Task prompt —
Show each line from the listing that includes the word "with".
## BEGIN Data provided
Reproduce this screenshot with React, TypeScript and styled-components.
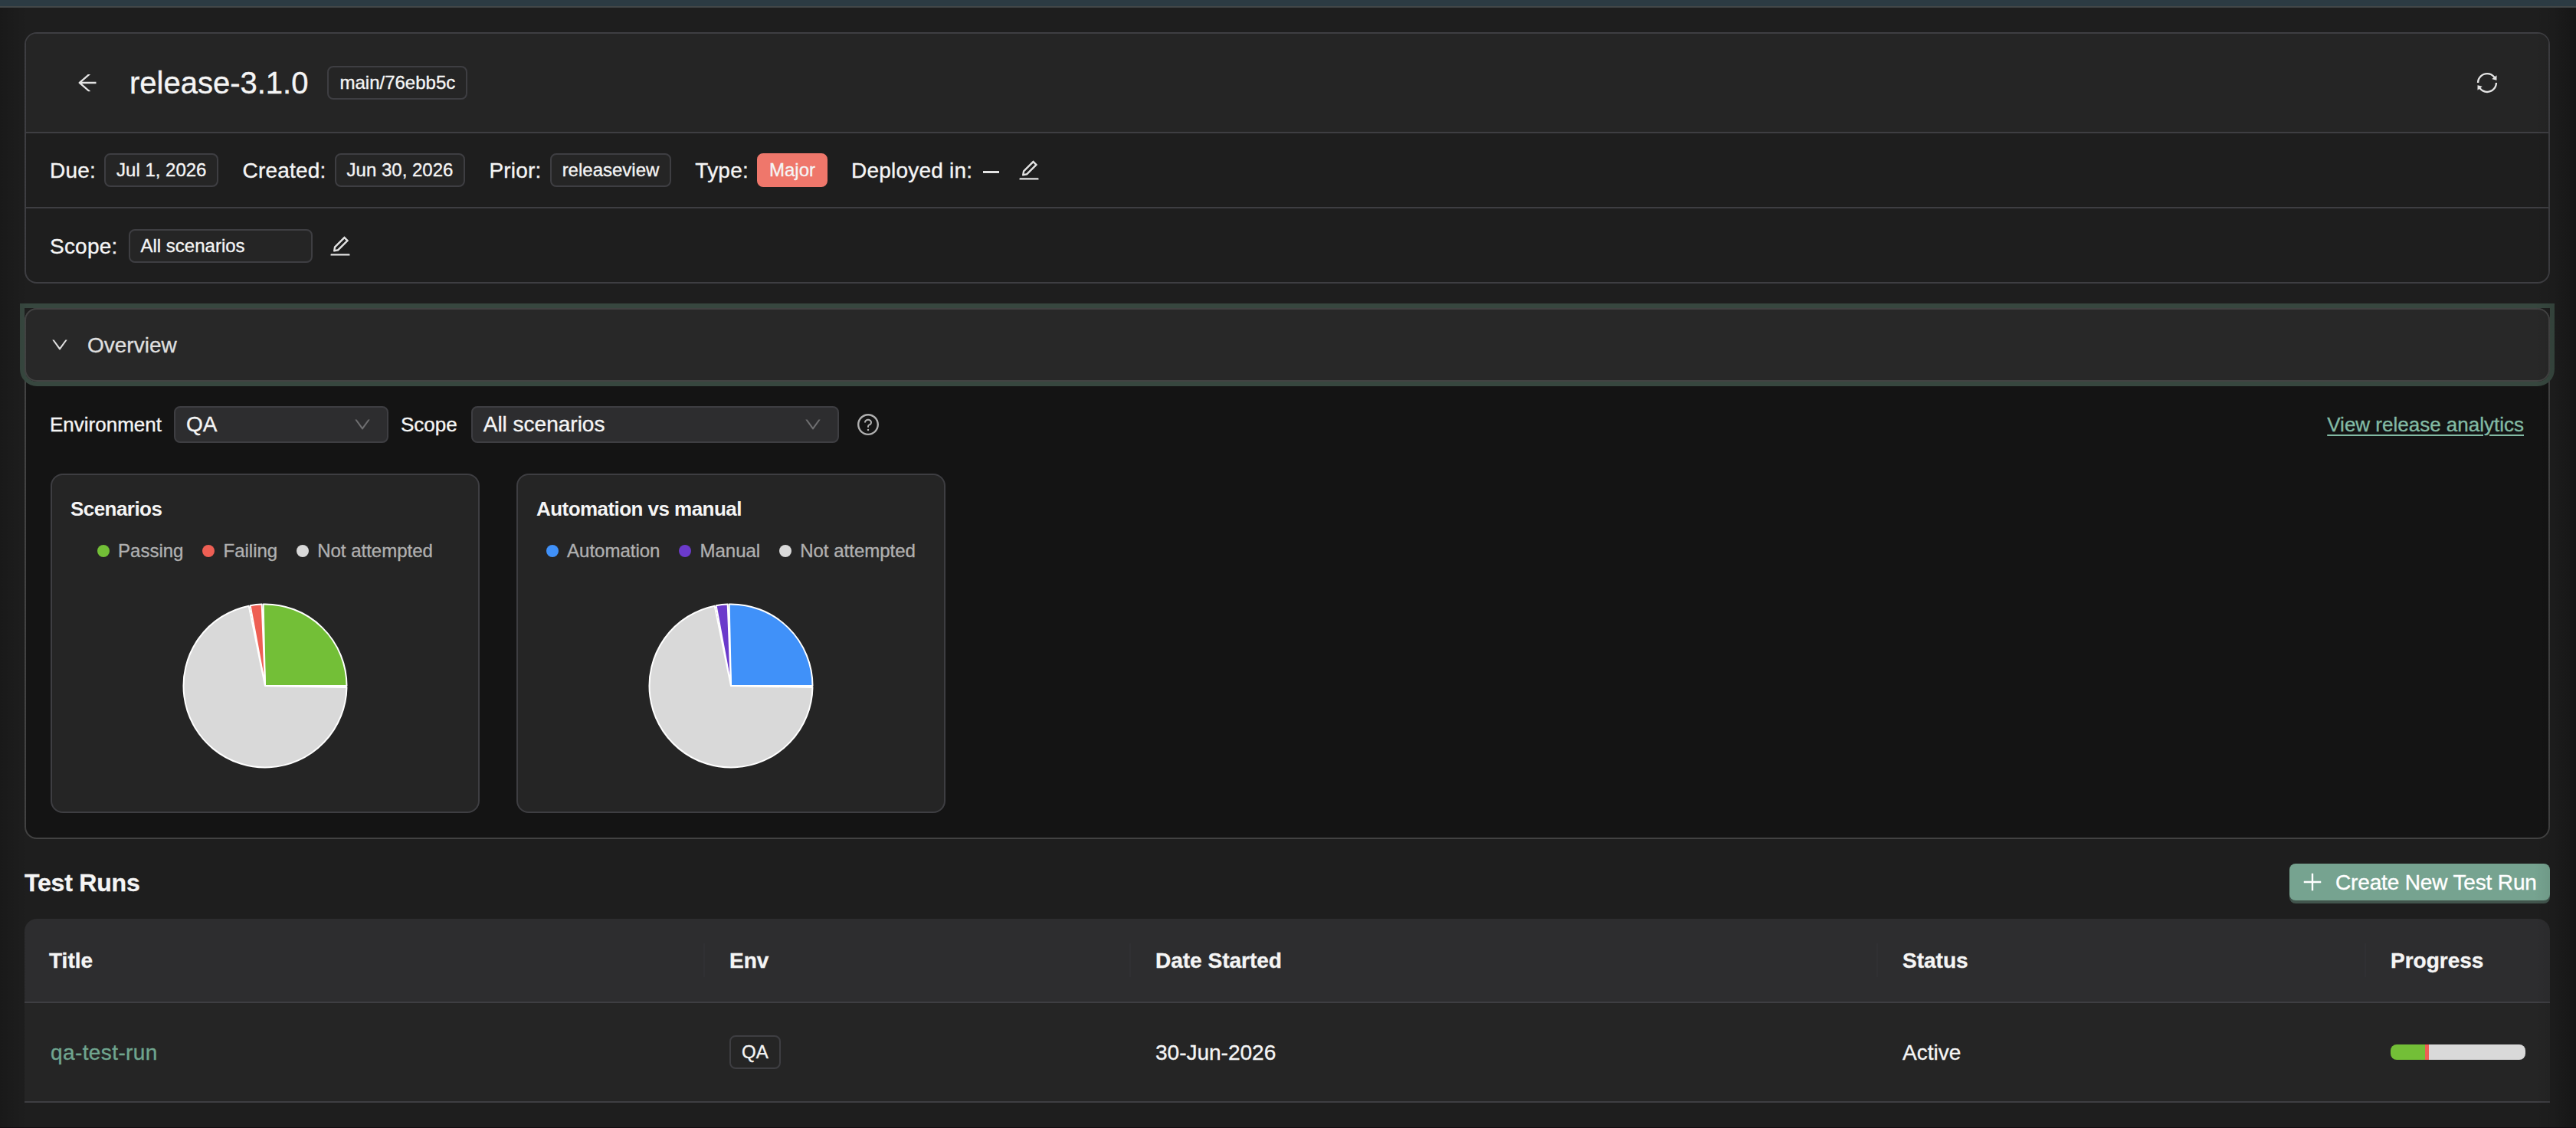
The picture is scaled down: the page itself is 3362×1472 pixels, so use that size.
import React from 'react';
import styled, { createGlobalStyle } from 'styled-components';
import {
  AiOutlineArrowLeft,
  AiOutlineSync,
  AiOutlineEdit,
  AiOutlineDown,
  AiOutlineQuestionCircle,
  AiOutlinePlus,
} from 'react-icons/ai';

const colors = {
  page: '#1e1e1e',
  card: '#252525',
  panel: '#141414',
  raised: '#2d2d2f',
  border: '#3e3e42',
  text: '#f5f5f5',
  muted: '#b0b0b0',
  green: '#73bf37',
  red: '#ee5f54',
  blue: '#4091f9',
  purple: '#6b3acb',
  grey: '#d9d9d9',
};

const GlobalStyle = createGlobalStyle`
  * {
    box-sizing: border-box;
  }
  body {
    margin: 0;
    background: ${colors.page};
    color: ${colors.text};
    font-family: "Liberation Sans", Helvetica, Arial, sans-serif;
    font-size: 28px;
    line-height: 44px;
    -webkit-text-stroke: 0.35px;
  }
`;

const Page = styled.div`
  position: relative;
  height: 1472px;
  overflow: hidden;
  border-bottom: 1px solid #120d11;
`;

const TopBar = styled.div`
  height: 10px;
  background: #2c3b43;
  border-bottom: 2px solid #424748;
`;

// darkens the page towards its left and right edges
const EdgeShade = styled.div`
  position: absolute;
  inset: 10px 0 0;
  pointer-events: none;
  background: linear-gradient(
    to right,
    rgba(0, 0, 0, 0.17),
    rgba(0, 0, 0, 0) 36px,
    rgba(0, 0, 0, 0) calc(100% - 54px),
    rgba(0, 0, 0, 0.07) calc(100% - 30px),
    rgba(0, 0, 0, 0.28)
  );
`;

const Content = styled.main`
  padding: 32px 34px 0 32px;
`;

const ReleaseCard = styled.section`
  height: 328px;
  border: 2px solid ${colors.border};
  border-radius: 16px;
  overflow: hidden;
`;

const ReleaseHeader = styled.header`
  display: flex;
  align-items: center;
  height: 130px;
  padding: 0 64px;
  background: ${colors.card};
  border-bottom: 2px solid ${colors.border};

  h1 {
    margin: 0 25px 0 39px;
    font-size: 40px;
    font-weight: 400;
  }
`;

const IconButton = styled.button<{ $right?: boolean }>`
  display: flex;
  padding: 0;
  border: 0;
  background: none;
  color: #e3e3e3;
  font-size: 32px;
  margin-left: ${({ $right }) => ($right ? 'auto' : '0')};
`;

const MetaRow = styled.div`
  display: flex;
  align-items: center;
  gap: 31px;
  height: 96px;
  padding: 0 31px;

  & + & {
    height: 98px;
    gap: 20px;
    padding-top: 2px;
    border-top: 2px solid ${colors.border};
  }
`;

const Field = styled.div`
  display: flex;
  align-items: center;
  gap: 11px;
`;

const Label = styled.span`
  padding-top: 1px;
  letter-spacing: 0.22px;
`;

const Tag = styled.span<{ $fill?: string; $wide?: boolean }>`
  height: 44px;
  width: ${({ $wide }) => ($wide ? '240px' : 'auto')};
  margin-left: ${({ $wide }) => ($wide ? '3px' : '0')};
  padding: 0 14px;
  border: 2px solid ${({ $fill }) => $fill || colors.border};
  border-radius: 8px;
  background: ${({ $fill }) => $fill || colors.card};
  font-size: 24px;
  line-height: 40px;
`;

const Dash = styled.span`
  width: 21px;
  height: 3px;
  margin: 4px 12px 0 3px;
  background: #e3e3e3;
`;

const Overview = styled.section`
  height: 693px;
  margin-top: 32px;
  border: 2px solid #424242;
  border-radius: 16px;
  background: ${colors.panel};
`;

const FocusRing = styled.div`
  margin: -2px -2px 0;
  border-radius: 0 0 16px 16px;
  box-shadow: 0 0 0 6px #37473f;
`;

const OverviewHeader = styled.div`
  display: flex;
  align-items: center;
  gap: 23px;
  height: 96px;
  padding: 0 31px;
  border: 2px solid #424242;
  border-radius: 16px;
  background: #282828;
  color: #dfdfdf;
`;

const Filters = styled.div`
  display: flex;
  align-items: center;
  gap: 16px;
  padding: 32px 32px 0 31px;
  font-size: 26px;
`;

const ScopeLabel = styled.span`
  margin-right: 2px;
`;

const Select = styled.div<{ $width: number }>`
  display: flex;
  align-items: center;
  justify-content: space-between;
  width: ${({ $width }) => $width}px;
  height: 48px;
  padding: 0 19px 0 14px;
  border: 2px solid ${colors.border};
  border-radius: 8px;
  background: ${colors.raised};
  font-size: 28px;

  svg {
    color: #6e6e70;
    font-size: 26px;
  }
`;

const HelpIcon = styled(AiOutlineQuestionCircle)`
  margin-left: 6px;
  color: ${colors.muted};
  font-size: 32px;
`;

const AnalyticsLink = styled.a`
  margin-left: auto;
  color: #82baa4;
  text-decoration: underline;
  text-decoration-thickness: 2px;
  text-underline-offset: 4px;
`;

const Charts = styled.div`
  display: flex;
  gap: 48px;
  padding: 40px 32px 0;
`;

const ChartCard = styled.article`
  width: 560px;
  height: 443px;
  padding: 22px 24px;
  border: 2px solid ${colors.border};
  border-radius: 16px;
  background: ${colors.card};

  h3 {
    margin: 0;
    font-size: 26px;
    letter-spacing: -0.55px;
    -webkit-text-stroke: 0;
  }
`;

const Legend = styled.div`
  display: flex;
  justify-content: center;
  gap: 25px;
  margin-top: 11px;
  color: ${colors.muted};
  font-size: 24px;
`;

const LegendItem = styled.span<{ $color: string }>`
  display: flex;
  align-items: center;
  gap: 11px;
  white-space: nowrap;

  &::before {
    content: '';
    width: 16px;
    height: 16px;
    border-radius: 50%;
    background: ${({ $color }) => $color};
  }
`;

const Pie = styled.svg`
  display: block;
  margin: 46px auto 0;
`;

const RunsHeader = styled.div`
  display: flex;
  align-items: center;
  justify-content: space-between;
  margin-top: 32px;

  h2 {
    margin: 0;
    padding-top: 2px;
    font-size: 32px;
    letter-spacing: -0.2px;
  }
`;

const CreateButton = styled.button`
  display: flex;
  align-items: center;
  gap: 14px;
  width: 340px;
  height: 48px;
  padding: 0 14px;
  border: 0;
  border-radius: 8px;
  background: #76a390;
  box-shadow: 0 4px 0 #42554d;
  color: #fff;
  font: inherit;
  letter-spacing: -0.15px;
  white-space: nowrap;

  svg {
    flex: none;
    font-size: 32px;
  }
`;

const Table = styled.div`
  margin-top: 24px;
  border-radius: 16px 16px 0 0;
  overflow: hidden;
`;

const TableRow = styled.div<{ $head?: boolean }>`
  display: grid;
  grid-template-columns: 888px 556px 975px 637px 240px;
  align-items: center;
  height: ${({ $head }) => ($head ? 110 : 130)}px;
  border-bottom: 2px solid ${colors.border};
  background: ${({ $head }) => ($head ? colors.raised : colors.card)};
  font-weight: ${({ $head }) => ($head ? 700 : 400)};
`;

const Cell = styled.div<{ $divider?: boolean }>`
  display: flex;
  align-items: center;
  height: 44px;
  padding: 0 32px;
  border-right: ${({ $divider }) => ($divider ? '2px solid #303033' : 'none')};
`;

const CellText = styled.span`
  padding-top: 1px;
`;

const RunLink = styled.a`
  padding: 1px 0 0 2px;
  color: #70a58f;
  letter-spacing: 0.4px;
`;

const Progress = styled.div`
  display: flex;
  width: 176px;
  height: 20px;
  border-radius: 8px;
  overflow: hidden;
`;

const Bar = styled.span<{ $color: string }>`
  background: ${({ $color }) => $color};
`;

type Slice = { label: string; count: number; color: string };

const scenarios: Slice[] = [
  { label: 'Passing', count: 10, color: colors.green },
  { label: 'Failing', count: 1, color: colors.red },
  { label: 'Not attempted', count: 28, color: colors.grey },
];

const automation: Slice[] = [
  { label: 'Automation', count: 10, color: colors.blue },
  { label: 'Manual', count: 1, color: colors.purple },
  { label: 'Not attempted', count: 28, color: colors.grey },
];

// slices run counter-clockwise from three o'clock, with a small gap after each
function PieChart({ data }: { data: Slice[] }) {
  const total = data.reduce((sum, s) => sum + s.count, 0);
  const r = 106.5;
  const gap = 0.018;
  let angle = 0;

  return (
    <Pie width="216" height="216" viewBox="-108 -108 216 216">
      {data.map((s) => {
        const start = angle;
        angle -= (s.count / total) * Math.PI * 2;
        const end = angle + gap;
        const large = s.count / total > 0.5 ? 1 : 0;
        return (
          <path
            key={s.label}
            d={`M0 0L${r * Math.cos(start)} ${r * Math.sin(start)}A${r} ${r} 0 ${large} 0 ${r * Math.cos(end)} ${r * Math.sin(end)}Z`}
            fill={s.color}
            stroke="#fff"
            strokeWidth="2"
            strokeLinejoin="round"
          />
        );
      })}
    </Pie>
  );
}

function Chart({ title, data }: { title: string; data: Slice[] }) {
  return (
    <ChartCard>
      <h3>{title}</h3>
      <Legend>
        {data.map((s) => (
          <LegendItem key={s.label} $color={s.color}>
            {s.label}
          </LegendItem>
        ))}
      </Legend>
      <PieChart data={data} />
    </ChartCard>
  );
}

const columns = ['Title', 'Env', 'Date Started', 'Status', 'Progress'];

function App() {
  const total = scenarios.reduce((sum, s) => sum + s.count, 0);

  return (
    <Page>
      <GlobalStyle />
      <TopBar />
      <Content>
        <ReleaseCard>
          <ReleaseHeader>
            <IconButton aria-label="Back">
              <AiOutlineArrowLeft />
            </IconButton>
            <h1>release-3.1.0</h1>
            <Tag>main/76ebb5c</Tag>
            <IconButton $right aria-label="Refresh">
              <AiOutlineSync />
            </IconButton>
          </ReleaseHeader>
          <MetaRow>
            <Field>
              <Label>Due:</Label>
              <Tag>Jul 1, 2026</Tag>
            </Field>
            <Field>
              <Label>Created:</Label>
              <Tag>Jun 30, 2026</Tag>
            </Field>
            <Field>
              <Label>Prior:</Label>
              <Tag>releaseview</Tag>
            </Field>
            <Field>
              <Label>Type:</Label>
              <Tag $fill="#ef776b">Major</Tag>
            </Field>
            <Field>
              <Label>Deployed in:</Label>
              <Dash />
              <IconButton aria-label="Edit deployment">
                <AiOutlineEdit />
              </IconButton>
            </Field>
          </MetaRow>
          <MetaRow>
            <Field>
              <Label>Scope:</Label>
              <Tag $wide>All scenarios</Tag>
            </Field>
            <IconButton aria-label="Edit scope">
              <AiOutlineEdit />
            </IconButton>
          </MetaRow>
        </ReleaseCard>

        <Overview>
          <FocusRing>
            <OverviewHeader>
              <AiOutlineDown size={26} />
              <CellText>Overview</CellText>
            </OverviewHeader>
          </FocusRing>
          <Filters>
            Environment
            <Select $width={280}>
              QA <AiOutlineDown />
            </Select>
            <ScopeLabel>Scope</ScopeLabel>
            <Select $width={480}>
              All scenarios <AiOutlineDown />
            </Select>
            <HelpIcon />
            <AnalyticsLink>View release analytics</AnalyticsLink>
          </Filters>
          <Charts>
            <Chart title="Scenarios" data={scenarios} />
            <Chart title="Automation vs manual" data={automation} />
          </Charts>
        </Overview>

        <RunsHeader>
          <h2>Test Runs</h2>
          <CreateButton>
            <AiOutlinePlus />
            <CellText>Create New Test Run</CellText>
          </CreateButton>
        </RunsHeader>
        <Table>
          <TableRow $head>
            {columns.map((name, i) => (
              <Cell key={name} $divider={i < columns.length - 1}>
                <CellText>{name}</CellText>
              </Cell>
            ))}
          </TableRow>
          <TableRow>
            <Cell>
              <RunLink>qa-test-run</RunLink>
            </Cell>
            <Cell>
              <Tag>QA</Tag>
            </Cell>
            <Cell>
              <CellText>30-Jun-2026</CellText>
            </Cell>
            <Cell>
              <CellText>Active</CellText>
            </Cell>
            <Cell>
              <Progress>
                {scenarios.map((s) => (
                  <Bar key={s.label} $color={s.color} style={{ width: `${(s.count / total) * 100}%` }} />
                ))}
              </Progress>
            </Cell>
          </TableRow>
        </Table>
      </Content>
      <EdgeShade />
    </Page>
  );
}

export default App;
## END Data provided
Task solution —
Reproduce this screenshot with React, TypeScript and styled-components.
// slices run counter-clockwise from three o'clock, with a small gap after each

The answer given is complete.